I'm willing to do this all night, my quid against your four, and

I expect you'll be buying my drinks. What do you say?

Alex's friends exuded a silence born of past experience with his

other schemes, even tho a 1/4 chance of his picking the highest of

16 truly unpredictable numbers seemed to make an attractive bet.

And, oh, not for a moment did they buy the clairvoyance claim.

Finally Jaimie spoke up. Make the odds three to one and you're on!

Ouch! Alex responded, That's asking a lot. But, remembering his

goal of impressing the ladies, Alex agreed.

Did Alex make a good bet? Or did Jaimie finally out-fox his buddy?

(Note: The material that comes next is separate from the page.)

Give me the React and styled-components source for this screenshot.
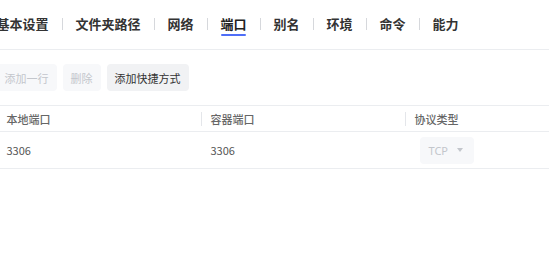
import React from "react";
import styled, { createGlobalStyle } from "styled-components";

const GlobalStyle = createGlobalStyle`
  html, body {
    margin: 0;
    padding: 0;
    background: #fff;
    overflow: hidden;
  }
  body {
    font-family: "Noto Sans CJK SC", "Noto Sans", sans-serif;
  }
`;

const Page = styled.div`
  margin-left: -3.5px;
  width: 620px;
`;

const TabBar = styled.div`
  display: flex;
  align-items: flex-start;
  height: 50px;
  padding-top: 17px;
  box-sizing: border-box;
  border-bottom: 1px solid #ebedf0;
`;

const Tab = styled.div`
  display: flex;
  flex-direction: column;
  align-items: center;
  font-size: 13px;
  line-height: 14px;
  font-weight: 600;
  color: ${({ active }) => (active ? "#222" : "#333")};
  cursor: pointer;

  &::after {
    content: "";
    display: ${({ active }) => (active ? "block" : "none")};
    width: 25px;
    height: 2px;
    margin-top: 3px;
    border-radius: 1px;
    background: #4f6ef7;
  }
`;

const TabSep = styled.span`
  width: 1px;
  height: 12px;
  margin: 1px 13px 0;
  background: #d6d8dc;
`;

const Toolbar = styled.div`
  display: flex;
  gap: 6px;
  margin-top: 14px;
`;

const Button = styled.button`
  height: 27px;
  padding: 0 8px;
  border: none;
  border-radius: 4px;
  font-family: inherit;
  font-size: 11px;
  background: ${({ disabled }) => (disabled ? "#f7f8fa" : "#f1f2f4")};
  color: ${({ disabled }) => (disabled ? "#c3c6cc" : "#333")};
  cursor: ${({ disabled }) => (disabled ? "not-allowed" : "pointer")};
`;

const Table = styled.table`
  margin-top: 14px;
  width: 612px;
  table-layout: fixed;
  border-collapse: collapse;
  border-top: 1px solid #ebedf0;
`;

const Th = styled.th`
  position: relative;
  height: 25px;
  padding: 0 10px;
  text-align: left;
  font-size: 11px;
  font-weight: 500;
  color: #666;
  border-bottom: 1px solid #ebedf0;

  &:not(:first-child)::before {
    content: "";
    position: absolute;
    left: 0;
    top: 6px;
    width: 1px;
    height: 14px;
    background: #e4e6ea;
  }
`;

const Td = styled.td`
  height: 36px;
  padding: 0 10px;
  font-size: 11px;
  color: #555;
  border-bottom: 1px solid #ebedf0;
`;

const Select = styled.div`
  display: inline-flex;
  align-items: center;
  gap: 9px;
  height: 27px;
  width: 54px;
  margin-left: 5px;
  box-sizing: border-box;
  padding: 0 9px;
  border-radius: 4px;
  background: #f7f8fa;
  color: #c3c6cc;
  font-size: 11px;
  font-family: "Noto Sans", sans-serif;
`;

const Caret = styled.span`
  width: 0;
  height: 0;
  border-left: 3px solid transparent;
  border-right: 3px solid transparent;
  border-top: 4px solid #c3c6cc;
`;

const tabs = ["基本设置", "文件夹路径", "网络", "端口", "别名", "环境", "命令", "能力"];

export default function App() {
  return (
    <>
      <GlobalStyle />
      <Page>
        <TabBar>
          {tabs.map((t, i) => (
            <React.Fragment key={t}>
              {i > 0 && <TabSep />}
              <Tab active={t === "端口"}>{t}</Tab>
            </React.Fragment>
          ))}
        </TabBar>
        <Toolbar>
          <Button disabled>添加一行</Button>
          <Button disabled>删除</Button>
          <Button>添加快捷方式</Button>
        </Toolbar>
        <Table>
          <thead>
            <tr>
              <Th>本地端口</Th>
              <Th>容器端口</Th>
              <Th>协议类型</Th>
            </tr>
          </thead>
          <tbody>
            <tr>
              <Td>3306</Td>
              <Td>3306</Td>
              <Td>
                <Select>
                  TCP
                  <Caret />
                </Select>
              </Td>
            </tr>
          </tbody>
        </Table>
      </Page>
    </>
  );
}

Specifically, what is Alex's optimal strategy, and what are his odds of winning?

[superprismatic]

The second strategy I checked makes this a winning game for Alex. The strategy is: Pull numbers from the hat until you draw a number, X, which is larger then the first number drawn, then continue to draw until you get a number, Y, which is larger than X. Declare Y the largest number. If you fail to get such an X and Y, you lose. This strategy finds the largest number with probability about .295. So, the odds of winning are approximately .42 to 1. But, using this strategy, Alex wins 3 quid with probability .295 and loses one quid with probability .705. So, Alex expects to win 3*.295 - 1*.705 = .18 quid per game. Note that the sizes of the numbers are irrelevant to the problem. What matters is their sizes relative to one another. So, without loss of generality, the integers between 1 and 16 inclusive may be assumed. I programmed a simulation of 100,000,000 games. I don't know if this strategy is optimal.

[bonanova]

The second strategy I checked makes this a winning game for Alex. The strategy is: Pull numbers from the hat until you draw a number, X, which is larger then the first number drawn, then continue to draw until you get a number, Y, which is larger than X. Declare Y the largest number. If you fail to get such an X and Y, you lose. This strategy finds the largest number with probability about .295. So, the odds of winning are approximately .42 to 1. But, using this strategy, Alex wins 3 quid with probability .295 and loses one quid with probability .705. So, Alex expects to win 3*.295 - 1*.705 = .18 quid per game. Note that the sizes of the numbers are irrelevant to the problem. What matters is their sizes relative to one another. So, without loss of generality, the integers between 1 and 16 inclusive may be assumed. I programmed a simulation of 100,000,000 games. I don't know if this strategy is optimal.

Your strategy makes Alex a winner, so part credit for that. There is another strategy that does a little better, however, and gets him a couple more beers to share with the ladies.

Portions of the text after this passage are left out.